(Front-end source files)
=====
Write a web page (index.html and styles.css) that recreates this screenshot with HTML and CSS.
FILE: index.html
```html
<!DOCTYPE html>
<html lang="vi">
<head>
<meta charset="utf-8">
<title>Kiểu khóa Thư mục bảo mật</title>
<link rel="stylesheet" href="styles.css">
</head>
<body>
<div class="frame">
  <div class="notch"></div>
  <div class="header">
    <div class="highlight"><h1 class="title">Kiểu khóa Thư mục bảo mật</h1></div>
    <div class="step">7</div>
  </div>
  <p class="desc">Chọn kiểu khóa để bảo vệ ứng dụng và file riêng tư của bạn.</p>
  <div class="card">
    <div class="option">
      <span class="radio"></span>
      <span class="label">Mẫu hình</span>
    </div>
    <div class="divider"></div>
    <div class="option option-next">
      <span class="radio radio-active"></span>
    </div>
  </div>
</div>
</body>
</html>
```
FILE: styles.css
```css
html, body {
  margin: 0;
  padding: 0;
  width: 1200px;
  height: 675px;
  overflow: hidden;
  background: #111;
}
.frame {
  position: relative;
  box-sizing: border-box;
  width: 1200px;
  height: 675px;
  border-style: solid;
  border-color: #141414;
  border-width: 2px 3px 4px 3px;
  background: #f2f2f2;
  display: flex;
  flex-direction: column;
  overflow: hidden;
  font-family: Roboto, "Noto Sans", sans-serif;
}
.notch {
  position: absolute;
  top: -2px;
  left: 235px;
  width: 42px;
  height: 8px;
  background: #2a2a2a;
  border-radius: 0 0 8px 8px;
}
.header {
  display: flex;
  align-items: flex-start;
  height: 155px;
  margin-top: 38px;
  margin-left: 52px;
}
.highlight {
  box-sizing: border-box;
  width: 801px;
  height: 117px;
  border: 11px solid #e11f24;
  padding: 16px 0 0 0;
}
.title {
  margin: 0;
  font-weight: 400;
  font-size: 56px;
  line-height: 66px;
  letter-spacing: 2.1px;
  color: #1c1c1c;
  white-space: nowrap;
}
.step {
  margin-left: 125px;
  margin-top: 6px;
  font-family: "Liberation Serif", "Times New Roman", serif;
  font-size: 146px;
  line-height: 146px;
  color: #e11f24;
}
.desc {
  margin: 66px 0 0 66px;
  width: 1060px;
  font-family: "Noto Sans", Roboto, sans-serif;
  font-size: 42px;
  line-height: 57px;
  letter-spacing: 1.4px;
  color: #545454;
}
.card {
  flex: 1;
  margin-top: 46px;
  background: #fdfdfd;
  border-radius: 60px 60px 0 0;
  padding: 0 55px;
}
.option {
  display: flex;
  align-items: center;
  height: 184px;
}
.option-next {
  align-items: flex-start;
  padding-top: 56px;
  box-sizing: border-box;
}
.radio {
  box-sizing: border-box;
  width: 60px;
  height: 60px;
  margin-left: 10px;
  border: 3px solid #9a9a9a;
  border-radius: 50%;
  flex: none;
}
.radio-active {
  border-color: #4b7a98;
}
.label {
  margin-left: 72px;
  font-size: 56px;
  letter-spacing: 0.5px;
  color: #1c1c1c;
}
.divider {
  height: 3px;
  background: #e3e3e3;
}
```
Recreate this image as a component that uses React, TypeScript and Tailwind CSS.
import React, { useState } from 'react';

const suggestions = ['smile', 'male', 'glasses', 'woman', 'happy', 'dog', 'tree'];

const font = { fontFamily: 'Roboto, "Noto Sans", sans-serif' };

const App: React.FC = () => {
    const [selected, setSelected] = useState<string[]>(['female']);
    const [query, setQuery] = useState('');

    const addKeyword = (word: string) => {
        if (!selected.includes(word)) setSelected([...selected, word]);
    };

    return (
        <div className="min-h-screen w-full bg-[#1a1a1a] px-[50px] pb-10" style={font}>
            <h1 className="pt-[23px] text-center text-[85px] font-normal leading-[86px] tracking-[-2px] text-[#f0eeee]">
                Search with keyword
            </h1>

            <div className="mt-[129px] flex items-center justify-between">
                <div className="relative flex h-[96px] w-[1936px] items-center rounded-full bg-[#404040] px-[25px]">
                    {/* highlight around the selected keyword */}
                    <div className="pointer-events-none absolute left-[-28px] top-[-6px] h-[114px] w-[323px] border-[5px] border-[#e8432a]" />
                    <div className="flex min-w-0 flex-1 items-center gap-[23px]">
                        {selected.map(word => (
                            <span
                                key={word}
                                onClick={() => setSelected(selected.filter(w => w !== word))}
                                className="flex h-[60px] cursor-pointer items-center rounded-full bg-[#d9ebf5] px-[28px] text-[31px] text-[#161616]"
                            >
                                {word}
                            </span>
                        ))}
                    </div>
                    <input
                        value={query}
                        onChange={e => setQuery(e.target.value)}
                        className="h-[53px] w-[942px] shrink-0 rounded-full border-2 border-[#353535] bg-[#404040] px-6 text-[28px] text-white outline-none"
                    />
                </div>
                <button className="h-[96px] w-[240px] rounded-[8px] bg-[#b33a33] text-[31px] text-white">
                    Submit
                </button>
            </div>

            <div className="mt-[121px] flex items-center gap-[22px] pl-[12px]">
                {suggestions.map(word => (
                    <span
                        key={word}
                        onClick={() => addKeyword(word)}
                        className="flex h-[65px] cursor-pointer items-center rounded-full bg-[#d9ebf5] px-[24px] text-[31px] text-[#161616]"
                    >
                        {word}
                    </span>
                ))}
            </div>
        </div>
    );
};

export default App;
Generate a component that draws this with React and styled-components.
=====
• _TASK DIRECTIONS_:
Return the listing above in its exact form.

• _COMPLETE ANSWER_:
Write a web page (index.html and styles.css) that recreates this screenshot with HTML and CSS.
FILE: index.html
```html
<!DOCTYPE html>
<html lang="vi">
<head>
<meta charset="utf-8">
<title>Kiểu khóa Thư mục bảo mật</title>
<link rel="stylesheet" href="styles.css">
</head>
<body>
<div class="frame">
  <div class="notch"></div>
  <div class="header">
    <div class="highlight"><h1 class="title">Kiểu khóa Thư mục bảo mật</h1></div>
    <div class="step">7</div>
  </div>
  <p class="desc">Chọn kiểu khóa để bảo vệ ứng dụng và file riêng tư của bạn.</p>
  <div class="card">
    <div class="option">
      <span class="radio"></span>
      <span class="label">Mẫu hình</span>
    </div>
    <div class="divider"></div>
    <div class="option option-next">
      <span class="radio radio-active"></span>
    </div>
  </div>
</div>
</body>
</html>
```
FILE: styles.css
```css
html, body {
  margin: 0;
  padding: 0;
  width: 1200px;
  height: 675px;
  overflow: hidden;
  background: #111;
}
.frame {
  position: relative;
  box-sizing: border-box;
  width: 1200px;
  height: 675px;
  border-style: solid;
  border-color: #141414;
  border-width: 2px 3px 4px 3px;
  background: #f2f2f2;
  display: flex;
  flex-direction: column;
  overflow: hidden;
  font-family: Roboto, "Noto Sans", sans-serif;
}
.notch {
  position: absolute;
  top: -2px;
  left: 235px;
  width: 42px;
  height: 8px;
  background: #2a2a2a;
  border-radius: 0 0 8px 8px;
}
.header {
  display: flex;
  align-items: flex-start;
  height: 155px;
  margin-top: 38px;
  margin-left: 52px;
}
.highlight {
  box-sizing: border-box;
  width: 801px;
  height: 117px;
  border: 11px solid #e11f24;
  padding: 16px 0 0 0;
}
.title {
  margin: 0;
  font-weight: 400;
  font-size: 56px;
  line-height: 66px;
  letter-spacing: 2.1px;
  color: #1c1c1c;
  white-space: nowrap;
}
.step {
  margin-left: 125px;
  margin-top: 6px;
  font-family: "Liberation Serif", "Times New Roman", serif;
  font-size: 146px;
  line-height: 146px;
  color: #e11f24;
}
.desc {
  margin: 66px 0 0 66px;
  width: 1060px;
  font-family: "Noto Sans", Roboto, sans-serif;
  font-size: 42px;
  line-height: 57px;
  letter-spacing: 1.4px;
  color: #545454;
}
.card {
  flex: 1;
  margin-top: 46px;
  background: #fdfdfd;
  border-radius: 60px 60px 0 0;
  padding: 0 55px;
}
.option {
  display: flex;
  align-items: center;
  height: 184px;
}
.option-next {
  align-items: flex-start;
  padding-top: 56px;
  box-sizing: border-box;
}
.radio {
  box-sizing: border-box;
  width: 60px;
  height: 60px;
  margin-left: 10px;
  border: 3px solid #9a9a9a;
  border-radius: 50%;
  flex: none;
}
.radio-active {
  border-color: #4b7a98;
}
.label {
  margin-left: 72px;
  font-size: 56px;
  letter-spacing: 0.5px;
  color: #1c1c1c;
}
.divider {
  height: 3px;
  background: #e3e3e3;
}
```
Recreate this image as a component that uses React, TypeScript and Tailwind CSS.
import React, { useState } from 'react';

const suggestions = ['smile', 'male', 'glasses', 'woman', 'happy', 'dog', 'tree'];

const font = { fontFamily: 'Roboto, "Noto Sans", sans-serif' };

const App: React.FC = () => {
    const [selected, setSelected] = useState<string[]>(['female']);
    const [query, setQuery] = useState('');

    const addKeyword = (word: string) => {
        if (!selected.includes(word)) setSelected([...selected, word]);
    };

    return (
        <div className="min-h-screen w-full bg-[#1a1a1a] px-[50px] pb-10" style={font}>
            <h1 className="pt-[23px] text-center text-[85px] font-normal leading-[86px] tracking-[-2px] text-[#f0eeee]">
                Search with keyword
            </h1>

            <div className="mt-[129px] flex items-center justify-between">
                <div className="relative flex h-[96px] w-[1936px] items-center rounded-full bg-[#404040] px-[25px]">
                    {/* highlight around the selected keyword */}
                    <div className="pointer-events-none absolute left-[-28px] top-[-6px] h-[114px] w-[323px] border-[5px] border-[#e8432a]" />
                    <div className="flex min-w-0 flex-1 items-center gap-[23px]">
                        {selected.map(word => (
                            <span
                                key={word}
                                onClick={() => setSelected(selected.filter(w => w !== word))}
                                className="flex h-[60px] cursor-pointer items-center rounded-full bg-[#d9ebf5] px-[28px] text-[31px] text-[#161616]"
                            >
                                {word}
                            </span>
                        ))}
                    </div>
                    <input
                        value={query}
                        onChange={e => setQuery(e.target.value)}
                        className="h-[53px] w-[942px] shrink-0 rounded-full border-2 border-[#353535] bg-[#404040] px-6 text-[28px] text-white outline-none"
                    />
                </div>
                <button className="h-[96px] w-[240px] rounded-[8px] bg-[#b33a33] text-[31px] text-white">
                    Submit
                </button>
            </div>

            <div className="mt-[121px] flex items-center gap-[22px] pl-[12px]">
                {suggestions.map(word => (
                    <span
                        key={word}
                        onClick={() => addKeyword(word)}
                        className="flex h-[65px] cursor-pointer items-center rounded-full bg-[#d9ebf5] px-[24px] text-[31px] text-[#161616]"
                    >
                        {word}
                    </span>
                ))}
            </div>
        </div>
    );
};

export default App;
Generate a component that draws this with React and styled-components.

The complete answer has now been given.